The analog statement for the inner similarity point $I$ is true, too.

The invariants $\sqrt{\Pi_1(E)\cdot\Pi_2(E)},\ \sqrt{ \Pi_1(I)\cdot\Pi_2(I)}$ are called by Steiner common power of the two circles (gemeinschaftliche Potenz der beiden Kreise bezüglich ihrer Ähnlichkeitspunkte).

The pairs $G_1,H_2$ and $H_1,G_2$ of points are antihomologous points. The pairs $G_1,G_2$ and $H_1,H_2$ are homologous.

=== Determination of a circle that is tangent to two circles ===

Common power of two circles: application

Circles tangent to two circles

For a second secant through $E$:
$|EH_1|\cdot|EG_2|= |EH'_1|\cdot|EG'_2|$
From the secant theorem one gets:
The four points $H_1,G_2,H'_1,G'_2$ lie on a circle.
And analogously:
 The four points $G_1,H_2,G'_1,H'_2$ lie on a circle, too.
Because the radical lines of three circles meet at the radical (see: article radical line), one gets:
The secants $\overline{H_1H'_1},\;\overline{G_2G'_2}$ meet on the radical axis of the given two circles.

Moving the lower secant (see diagram) towards the upper one, the red circle becomes a circle, that is tangent to both given circles. The center of the tangent circle is the intercept of the lines $\overline{M_1H_1},\overline{M_2G_2}$. The secants $\overline{H_1H'_1}, \overline{G_2G'_2}$ become tangents at the points $H_1,G_2$. The tangents intercept at the radical line $p$ (in the diagram yellow).

Similar considerations generate the second tangent circle, that meets the given circles at the points $G_1,H_2$ (see diagram).

All tangent circles to the given circles can be found by varying line $g$.
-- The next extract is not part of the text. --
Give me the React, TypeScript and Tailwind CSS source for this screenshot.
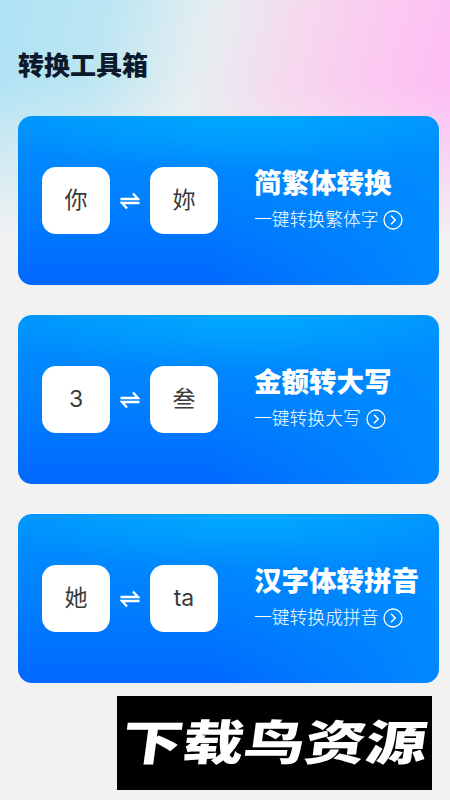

- Positions of the centers

Circles tangent to two circles

If $X$ is the center and $\rho$ the radius of the circle, that is tangent to the given circles at the points $H_1,G_2$, then:
$\rho=|XM_1|-r_1=|XM_2|-r_2$
$\rightarrow \ |XM_2|-|XM_1|=r_2-r_1 .$

Hence: the centers lie on a hyperbola with
foci $M_1,M_2$,
distance of the vertices $2a=r_2-r_1$,
center $M$ is the center of $M_1,M_2$ ,
linear eccentricity $c=\tfrac{|M_1M_2|}{2}$ and
$\ b^2=e^2-a^2=\tfrac{|M_1M_2|^2-(r_2-r_1)^2}{4}$.

Considerations on the outside tangent circles lead to the analog result:

If $X$ is the center and $\rho$ the radius of the circle, that is tangent to the given circles at the points $G_1,H_2$, then:
$\rho=|XM_1|+r_1=|XM_2|+r_2$
$\rightarrow \ |XM_2|-|XM_1|=-(r_2-r_1) .$

The centers lie on the same hyperbola, but on the right branch.

See also Problem of Apollonius.

Power of a point with respect to a sphere

== Power with respect to a sphere ==
The idea of the power of a point with respect to a circle can be extended to a sphere. The secants and chords theorems are true for a sphere, too, and can be proven literally as in the circle case.

==Darboux product==
The power of a point is a special case of the Darboux product between two circles, which is given by
$\left| A_1A_2 \right|^2-r_1^2-r_2^2 \,$
where A_{1} and A_{2} are the centers of the two circles and r_{1} and r_{2} are their radii. The power of a point arises in the special case that one of the radii is zero.

If the two circles are orthogonal, the Darboux product vanishes.

If the two circles intersect, then their Darboux product is

$2r_1 r_2 \cos\varphi \,$
where φ is the angle of intersection (see section orthogonal circle).

==Laguerre's theorem==
Laguerre defined the power of a point P with respect to an algebraic curve of degree n to be the sum of the distances from the point to the intersections of a circle through the point with the curve, divided by the nth power of the diameter d. Laguerre showed that this number is independent of the diameter (Laguerre 1905). In the case when the algebraic curve is a circle this is not quite the same as the power of a point with respect to a circle defined in the rest of this article, but differs from it by a factor of d^{2}.